Not long ago, Estonian Institute of Economic Research scientific officer Leev Kuum pointed to a fact that by purchasing power parity (PPP), the Finnish GDP only outdoes our by 1.5 times.
While Finland’s GDP per person regarding PPP is 112 percent as compared to EU average i.e. slightly above the European average, Estonia’s percentage is 72. Those to our South share our same level – Latvia at 67 and Lithuania at 74 percents of EU average. Again serving to show that Lithuania is the new Baltic leader.
PPP means that by states the price of the same item or service may greatly vary. «Usually, the differences are the greatest with goods and services not trading on world market,» underlined LHV economist Heido Vitsur.
Price differences are felt the strongest with alcohol and tobacco products, as well as lots of services – something that helps Estonia attract dozens and hundreds Finnish tourists.
«Figuratively speaking, in Finland one will pay more for a hamburger or apartment than in Estonia,» said Nordea Bank chief economist Tõnu Palm. «Therefore, to gain an equal real purchasing power, Finland’s wages just have to be higher,» he added.
Heido Vitsur said Finnish prices tend to be very high. Over there, last year’s PPP related GDP was by quarter lower than the actual one; in Estonia, due to the lower prices of majority of services and certain goods, it was higher by a fourth.
«If one day our price level (as well as income level) levels out with that of Finland, that gap would no longer be,» stressed Mr Vitsur.

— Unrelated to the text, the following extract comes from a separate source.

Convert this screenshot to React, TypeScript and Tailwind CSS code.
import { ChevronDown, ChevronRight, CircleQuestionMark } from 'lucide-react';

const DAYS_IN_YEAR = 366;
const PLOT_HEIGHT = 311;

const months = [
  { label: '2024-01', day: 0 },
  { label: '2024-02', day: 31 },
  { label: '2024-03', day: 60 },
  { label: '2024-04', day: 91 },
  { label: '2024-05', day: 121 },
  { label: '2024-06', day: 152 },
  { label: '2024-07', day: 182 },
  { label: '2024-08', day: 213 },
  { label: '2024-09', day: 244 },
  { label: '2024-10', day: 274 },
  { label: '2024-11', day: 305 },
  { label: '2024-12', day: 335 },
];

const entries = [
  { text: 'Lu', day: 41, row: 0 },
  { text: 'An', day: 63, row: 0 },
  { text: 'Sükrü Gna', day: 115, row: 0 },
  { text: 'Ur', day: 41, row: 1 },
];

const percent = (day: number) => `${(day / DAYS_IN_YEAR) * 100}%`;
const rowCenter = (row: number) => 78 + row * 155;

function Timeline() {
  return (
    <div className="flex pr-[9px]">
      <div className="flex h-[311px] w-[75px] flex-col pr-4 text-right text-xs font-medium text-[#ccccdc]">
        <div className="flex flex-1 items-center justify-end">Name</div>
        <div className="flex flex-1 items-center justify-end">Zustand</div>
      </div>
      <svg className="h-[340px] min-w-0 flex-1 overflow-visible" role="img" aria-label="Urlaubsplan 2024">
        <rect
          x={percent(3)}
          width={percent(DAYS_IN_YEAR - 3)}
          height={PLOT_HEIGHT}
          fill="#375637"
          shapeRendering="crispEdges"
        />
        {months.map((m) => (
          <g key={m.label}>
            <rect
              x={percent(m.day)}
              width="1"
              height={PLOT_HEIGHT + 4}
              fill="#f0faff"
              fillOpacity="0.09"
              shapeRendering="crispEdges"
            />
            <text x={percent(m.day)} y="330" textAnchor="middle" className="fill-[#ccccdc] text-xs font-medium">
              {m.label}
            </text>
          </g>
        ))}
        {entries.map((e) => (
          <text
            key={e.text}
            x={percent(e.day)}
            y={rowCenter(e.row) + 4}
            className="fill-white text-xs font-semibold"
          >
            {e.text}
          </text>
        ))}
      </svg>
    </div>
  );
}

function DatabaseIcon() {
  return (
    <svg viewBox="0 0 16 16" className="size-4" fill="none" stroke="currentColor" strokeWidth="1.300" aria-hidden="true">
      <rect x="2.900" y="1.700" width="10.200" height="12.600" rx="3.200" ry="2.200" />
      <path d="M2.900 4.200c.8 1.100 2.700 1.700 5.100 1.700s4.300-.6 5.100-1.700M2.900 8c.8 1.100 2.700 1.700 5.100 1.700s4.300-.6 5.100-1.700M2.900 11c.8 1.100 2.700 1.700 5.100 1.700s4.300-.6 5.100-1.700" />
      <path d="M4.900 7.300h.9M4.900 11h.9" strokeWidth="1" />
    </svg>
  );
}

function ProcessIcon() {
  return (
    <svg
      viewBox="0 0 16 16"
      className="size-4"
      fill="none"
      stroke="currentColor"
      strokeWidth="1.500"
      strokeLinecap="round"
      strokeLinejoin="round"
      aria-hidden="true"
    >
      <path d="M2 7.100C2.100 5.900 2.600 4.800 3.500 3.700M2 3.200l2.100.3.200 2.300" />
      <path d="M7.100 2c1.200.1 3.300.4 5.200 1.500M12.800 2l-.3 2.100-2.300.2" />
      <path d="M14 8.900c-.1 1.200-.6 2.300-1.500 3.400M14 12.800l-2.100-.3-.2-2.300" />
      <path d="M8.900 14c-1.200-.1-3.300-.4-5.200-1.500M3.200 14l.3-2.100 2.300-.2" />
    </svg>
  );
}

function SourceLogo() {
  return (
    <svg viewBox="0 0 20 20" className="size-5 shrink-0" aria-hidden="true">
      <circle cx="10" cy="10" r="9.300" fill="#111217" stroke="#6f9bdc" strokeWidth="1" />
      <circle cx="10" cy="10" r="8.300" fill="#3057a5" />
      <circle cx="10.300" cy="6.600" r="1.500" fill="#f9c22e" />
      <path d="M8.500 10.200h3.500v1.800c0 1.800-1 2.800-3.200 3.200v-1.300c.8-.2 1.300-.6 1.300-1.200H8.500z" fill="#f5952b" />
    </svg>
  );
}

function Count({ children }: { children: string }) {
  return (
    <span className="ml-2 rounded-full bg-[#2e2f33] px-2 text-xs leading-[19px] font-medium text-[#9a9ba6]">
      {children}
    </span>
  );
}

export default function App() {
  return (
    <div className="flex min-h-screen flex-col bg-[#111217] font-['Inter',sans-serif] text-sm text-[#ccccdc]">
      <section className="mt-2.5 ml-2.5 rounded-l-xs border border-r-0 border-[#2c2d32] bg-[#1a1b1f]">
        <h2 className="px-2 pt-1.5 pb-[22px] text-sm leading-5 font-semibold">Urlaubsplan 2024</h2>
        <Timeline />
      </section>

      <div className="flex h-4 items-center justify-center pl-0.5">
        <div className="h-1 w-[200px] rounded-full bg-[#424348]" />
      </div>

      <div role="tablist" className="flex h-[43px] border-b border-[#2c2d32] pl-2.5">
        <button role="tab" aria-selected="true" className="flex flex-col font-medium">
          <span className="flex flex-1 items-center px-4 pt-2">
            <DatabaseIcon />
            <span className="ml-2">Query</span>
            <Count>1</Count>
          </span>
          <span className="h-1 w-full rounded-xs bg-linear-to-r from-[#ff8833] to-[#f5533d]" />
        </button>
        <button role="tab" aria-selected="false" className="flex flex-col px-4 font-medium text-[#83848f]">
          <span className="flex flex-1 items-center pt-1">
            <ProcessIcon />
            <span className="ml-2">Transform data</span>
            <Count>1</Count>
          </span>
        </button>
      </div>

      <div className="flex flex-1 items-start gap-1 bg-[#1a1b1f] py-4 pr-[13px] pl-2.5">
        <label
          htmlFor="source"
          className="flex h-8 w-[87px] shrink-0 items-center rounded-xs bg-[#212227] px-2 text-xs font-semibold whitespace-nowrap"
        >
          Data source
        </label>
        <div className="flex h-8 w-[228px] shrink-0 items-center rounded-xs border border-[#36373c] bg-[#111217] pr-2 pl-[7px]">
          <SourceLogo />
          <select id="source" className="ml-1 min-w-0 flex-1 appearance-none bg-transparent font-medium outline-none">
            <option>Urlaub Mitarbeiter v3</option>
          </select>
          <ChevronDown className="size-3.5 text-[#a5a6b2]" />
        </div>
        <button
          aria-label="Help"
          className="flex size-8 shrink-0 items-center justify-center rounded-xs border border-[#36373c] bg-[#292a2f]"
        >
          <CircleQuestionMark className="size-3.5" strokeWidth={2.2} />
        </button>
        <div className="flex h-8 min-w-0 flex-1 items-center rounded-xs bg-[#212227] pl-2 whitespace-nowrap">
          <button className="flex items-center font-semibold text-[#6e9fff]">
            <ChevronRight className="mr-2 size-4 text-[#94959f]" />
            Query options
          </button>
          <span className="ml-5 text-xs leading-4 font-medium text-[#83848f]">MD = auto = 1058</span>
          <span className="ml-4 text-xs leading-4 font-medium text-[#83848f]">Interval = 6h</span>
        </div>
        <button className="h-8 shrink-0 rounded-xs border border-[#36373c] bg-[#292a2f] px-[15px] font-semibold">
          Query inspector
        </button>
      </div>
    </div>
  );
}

Even so, the economists say a couple of indicators are not sufficient to for comparing living standards. «Price parity calculated GDP per person is a much better indicator of actual consumption level and I could not offer a better indicator than that,» said Mr Vitsur. Actual consumption level shows use of all goods and services and according to this the difference is 1.8 times.
According to Mr Vitsur, people moving to Finland naturally need to consider the price level difference, but – alas – the purchasing power parity calculated GDP is not the only or main criterion to decide to move.
«But for those just working in Finland it is no longer as important to consider the price difference, as the commuters do indeed earn money in the high nominal GDP Finland, but do most of their spending in the cheaper Estonia,» said Mr Vitsur.
«Mainly, the decision to move – to Finland, for instance – is taken on the basis of how much the pay differs for work one is qualified for, and whether the job is at all on offer at home,» he added.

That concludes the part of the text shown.